Но все это не было ни печальным, ни даже грустным; напротив, эти перевоплощения девушки несли радость и, казалось, говорили Амори: "Нет смерти, Амори, есть два существования, и только: одно — на земле, другое — на Небе, одна жизнь в этом мире, другая — в ином. Несчастен тот, кто еще прикован к земле, блажен тот, кто уже на Небе".
Амори почувствовал себя околдованным. Ему было стыдно, что он испытал такое необыкновенное очарование, увидев сад, этот рай его детства, неразрывно связанный с Мадлен. Он навестил кружок лип, где впервые они сказали друг другу слова любви; воспоминания об этой первой любви показались ему полными прелести, но лишенными какого-либо страдания. Тогда он сел в беседку, окруженную сиренью, на ту роковую скамью: здесь он поцеловал Мадлен, и этот поцелуй оказался смертельным.
Он пытался вызвать в своей памяти самые мучительные подробности ее болезни; он бы многое отдал, чтобы обрести те ручьи слез, что текли из его глаз полгода тому назад, но он почувствовал только нежную истому; откинув голову к решетке беседки, он закрыл глаза, сосредоточился, сжал свое сердце, чтобы исторгнуть слезы, — все было напрасно.
Казалось, Мадлен была рядом с ним; воздух, овевающий его лицо, был дыханием девушки; соцветия ракитника, ласкающие его лоб, были ее развевающимися волосами; наваждение было странным, поразительным, похожим на явь: ему почудилось, что скамья, на которой он сидел, слегка прогнулась под весом другого тела, он тяжело дышал, его грудь поднималась и опускалась в горячем дыхании — иллюзия была полная.
Он прошептал несколько бессвязных слов и протянул руку.
Чья-то рука взяла ее.
Амори открыл глаза и испуганно вскрикнул: рядом с ним стояла женщина.
— Мадлен! — закричал он.
— Увы, нет, — ответил голос, — всего лишь Антуанетта.
— О Антуанетта, Антуанетта! — воскликнул молодой человек, прижав ее к сердцу и найдя в переполняющей его радости те слезы, которые он напрасно искал в горе. — Вы видите, Антуанетта, я думал о ней.
Это был крик удовлетворенного самолюбия: рядом был кто-то, кто мог видеть, как Амори плачет, и Амори плакал.
Рядом был кто-то, кому можно было сказать, как он страдает, и он сказал это таким правдивым тоном, что и сам почти поверил.
— Я догадалась, — сказала Антуанетта, — что вы здесь и что вы в отчаянии, Амори.
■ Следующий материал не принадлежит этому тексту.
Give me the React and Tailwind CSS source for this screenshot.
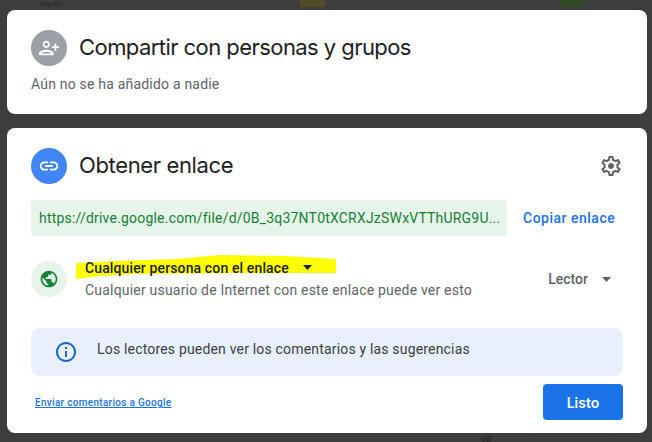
import React from "react";

const font = "font-['Roboto',sans-serif]";
const titleFont = "font-['Inter',sans-serif]";

const Caret = ({ className }) => (
  <svg width="9" height="5" viewBox="0 0 9 5" className={className}>
    <path d="M0 0h9L4.5 5z" fill="currentColor" />
  </svg>
);

const Icon = ({ size = 24, d, className }) => (
  <svg width={size} height={size} viewBox="0 0 24 24" fill="currentColor" className={className}>
    <path d={d} />
  </svg>
);

const personAdd = "M15 12c2.21 0 4-1.79 4-4s-1.79-4-4-4-4 1.79-4 4 1.79 4 4 4zm0-6c1.1 0 2 .9 2 2s-.9 2-2 2-2-.9-2-2 .9-2 2-2zm0 8c-2.67 0-8 1.34-8 4v2h16v-2c0-2.66-5.33-4-8-4zm-6 4c.22-.63 3.13-2 6-2 2.89 0 5.8 1.43 6 2H9zM6 15v-3h3v-2H6V7H4v3H1v2h3v3h2z";
const link = "M3.9 12c0-1.71 1.39-3.1 3.1-3.1h4V7H7c-2.76 0-5 2.24-5 5s2.24 5 5 5h4v-1.9H7c-1.71 0-3.1-1.39-3.1-3.1zM8 13h8v-2H8v2zm9-6h-4v1.9h4c1.71 0 3.1 1.39 3.1 3.1s-1.39 3.1-3.1 3.1h-4V17h4c2.76 0 5-2.24 5-5s-2.24-5-5-5z";
const gear = "M19.43 12.98c.04-.32.07-.64.07-.98 0-.34-.03-.66-.07-.98l2.11-1.65c.19-.15.24-.42.12-.64l-2-3.46c-.09-.16-.26-.25-.44-.25-.06 0-.12.01-.17.03l-2.49 1c-.52-.4-1.08-.73-1.69-.98l-.38-2.65C14.46 2.18 14.25 2 14 2h-4c-.25 0-.46.18-.49.42l-.38 2.65c-.61.25-1.17.59-1.69.98l-2.49-1c-.06-.02-.12-.03-.18-.03-.17 0-.34.09-.43.25l-2 3.46c-.13.22-.07.49.12.64l2.11 1.65c-.04.32-.07.65-.07.98 0 .33.03.66.07.98l-2.11 1.65c-.19.15-.24.42-.12.64l2 3.46c.09.16.26.25.44.25.06 0 .12-.01.17-.03l2.49-1c.52.4 1.08.73 1.69.98l.38 2.65c.03.24.24.42.49.42h4c.25 0 .46-.18.49-.42l.38-2.65c.61-.25 1.17-.59 1.69-.98l2.49 1c.06.02.12.03.18.03.17 0 .34-.09.43-.25l2-3.46c.12-.22.07-.49-.12-.64l-2.11-1.65zm-1.98-1.71c.04.31.05.52.05.73 0 .21-.02.43-.05.73l-.14 1.13.89.7 1.08.84-.7 1.21-1.27-.51-1.04-.42-.9.68c-.43.32-.84.56-1.25.73l-1.06.43-.16 1.13-.2 1.35h-1.4l-.19-1.35-.16-1.13-1.06-.43c-.43-.18-.83-.41-1.23-.71l-.91-.7-1.06.43-1.27.51-.7-1.21 1.08-.84.89-.7-.14-1.13c-.03-.31-.05-.54-.05-.74s.02-.43.05-.73l.14-1.13-.89-.7-1.08-.84.7-1.21 1.27.51 1.04.42.9-.68c.43-.32.84-.56 1.25-.73l1.06-.43.16-1.13.2-1.35h1.39l.19 1.35.16 1.13 1.06.43c.43.18.83.41 1.23.71l.91.7 1.06-.43 1.27-.51.7 1.21-1.07.85-.89.7.14 1.13zM12 9c-1.66 0-3 1.34-3 3s1.34 3 3 3 3-1.34 3-3-1.34-3-3-3z";
const info = "M11 7h2v2h-2zm0 4h2v6h-2zm1-9C6.48 2 2 6.48 2 12s4.48 10 10 10 10-4.48 10-10S17.52 2 12 2zm0 18c-4.41 0-8-3.59-8-8s3.59-8 8-8 8 3.59 8 8-3.59 8-8 8z";
const globe = "M12 2C6.48 2 2 6.48 2 12s4.48 10 10 10 10-4.48 10-10S17.52 2 12 2zm-1 17.93c-3.95-.49-7-3.85-7-7.93 0-.62.08-1.21.21-1.79L9 15v1c0 1.1.9 2 2 2v1.93zm6.9-2.54c-.26-.81-1-1.39-1.9-1.39h-1v-3c0-.55-.45-1-1-1H8v-2h2c.55 0 1-.45 1-1V7h2c1.1 0 2-.9 2-2v-.41c2.93 1.19 5 4.06 5 7.41 0 2.08-.8 3.97-2.1 5.39z";

export default function App() {
  return (
    <div className={`relative w-[652px] h-[442px] overflow-hidden bg-[#3d3d3d] pl-[7px] pr-[5px] pt-[10px] ${font}`}>
      {/* dimmed spreadsheet behind the dialog */}
      <div className="absolute left-[300px] top-0 w-[25px] h-[7px] bg-[#544c25]" />
      <div className="absolute left-[559px] top-0 w-[25px] h-[7px] bg-[#2f4a22]" />
      <div className="absolute left-[41px] top-0 text-[5px] leading-[9px] text-[#222]">Hugo B.C</div>
      <div className="absolute left-[481px] top-[434px] text-[10px] leading-[9px] text-[#222]">yo</div>

      <div className="relative bg-white rounded-[8px] h-[104px] pl-[24px] pt-[20px]">
        <div className="flex items-center gap-[12px]">
          <div className="w-[36px] h-[36px] rounded-full bg-[#9aa0a6] flex items-center justify-center text-white">
            <Icon size={22} d={personAdd} className="-scale-x-100" />
          </div>
          <div className={`text-[22px] leading-[36px] text-[#202124] -mt-[2px] tracking-[-0.56px] ${titleFont}`}>Compartir con personas y grupos</div>
        </div>
        <div className="mt-[8px] text-[14px] leading-[20px] tracking-[0.2px] text-[#5f6368]">Aún no se ha añadido a nadie</div>
      </div>

      <div className="relative mt-[14px] bg-white rounded-[8px] h-[305px] px-[24px] pt-[20px]">
        <div className="flex items-center gap-[12px]">
          <div className="w-[36px] h-[36px] rounded-full bg-[#4285f4] flex items-center justify-center text-white">
            <Icon size={22} d={link} />
          </div>
          <div className={`flex-1 text-[22px] leading-[36px] text-[#202124] -mt-[2px] tracking-[-0.36px] ${titleFont}`}>Obtener enlace</div>
          <Icon size={24} d={gear} className="text-[#5f6368]" />
        </div>

        <div className="mt-[16px] flex items-center">
          <div className="w-[476px] h-[36px] px-[8px] rounded-[4px] bg-[#e6f4ea] text-[#188038] text-[14px] leading-[36px] whitespace-nowrap tracking-[0.2px]">
            https://drive.google.com/file/d/0B_3q37NT0tXCRXJzSWxVTThURG9U...
          </div>
          <div className="ml-[16px] text-[14px] font-medium tracking-[0.5px] text-[#1a73e8]">Copiar enlace</div>
        </div>

        <div className="mt-[25px] h-[36px] flex items-center">
          <div className="w-[36px] h-[36px] rounded-full bg-[#e6f4ea] flex items-center justify-center text-[#188038]">
            <Icon size={20} d={globe} />
          </div>
          <div className="relative ml-[18px] flex-1 -mt-[1px]">
            <svg width="261" height="26" viewBox="0 0 261 26" className="absolute left-[-9px] top-[-4px]">
              <path d="M0 9 L40 7 L100 5 L145 1 L210 2 L260 5 L260 19 L150 19 L60 20 L25 22 L0 25 Z" fill="#ffff00" />
            </svg>
            <div className="relative flex items-center text-[14px] leading-[20px] font-medium tracking-[0.13px] text-[#202124]">
              Cualquier persona con el enlace
              <Caret className="ml-[14px] text-[#202124]" />
            </div>
            <div className="relative mt-[2px] text-[14px] leading-[20px] tracking-[0.2px] text-[#5f6368]">
              Cualquier usuario de Internet con este enlace puede ver esto
            </div>
          </div>
          <div className="flex items-center text-[14px] font-medium text-[#5f6368] mr-[12px]">
            Lector
            <Caret className="ml-[14px] text-[#5f6368]" />
          </div>
        </div>

        <div className="mt-[31px] h-[48px] rounded-[8px] bg-[#e8f0fe] flex items-center pl-[23px]">
          <Icon size={24} d={info} className="text-[#1967d2]" />
          <div className="ml-[19px] text-[14px] tracking-[0.18px] text-[#3c4043] -mt-[6px]">Los lectores pueden ver los comentarios y las sugerencias</div>
        </div>

        <div className="mt-[8px] flex items-center justify-between">
          <a className="ml-[4px] mt-[1px] text-[10px] font-medium underline text-[#1a73e8] tracking-[0.3px]">Enviar comentarios a Google</a>
          <div className={`w-[80px] h-[36px] rounded-[4px] bg-[#1a73e8] text-white text-[14px] font-semibold flex items-center justify-center ${titleFont}`}>Listo</div>
        </div>
      </div>
    </div>
  );
}
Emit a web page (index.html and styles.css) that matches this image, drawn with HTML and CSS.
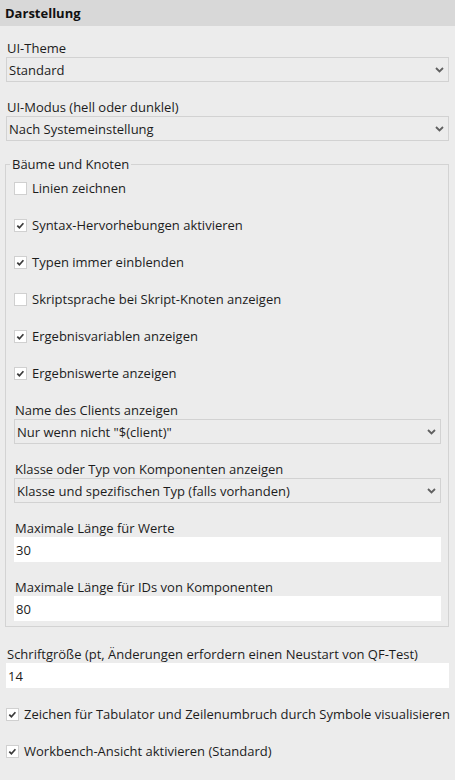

Я сказала, что мне не хватило катушки шелка, прошла через малую гостиную, спустилась в сад и прибежала к вам. Вы сейчас вернетесь, не правда ли?
— Разумеется, — ответил Амори, — только позвольте высохнуть моим слезам. Благодарю за ваше дружеское участие, благодарю за сочувствие, сестра.
Девушка знала, что ее отсутствие не должно быть замечено, и убежала, похожая на легкую газель.
Амори следил за ее белым платьем, то появляющимся, то исчезающим за деревьями. Он видел, как она поднялась на крыльцо, быстрая и неуловимая, как тень, и дверь малой гостиной закрылась.
Через десять минут Амори вошел в гостиную, и граф де Менжи, вздохнув, обратил внимание своей жены на покрасневшие глаза их юного друга.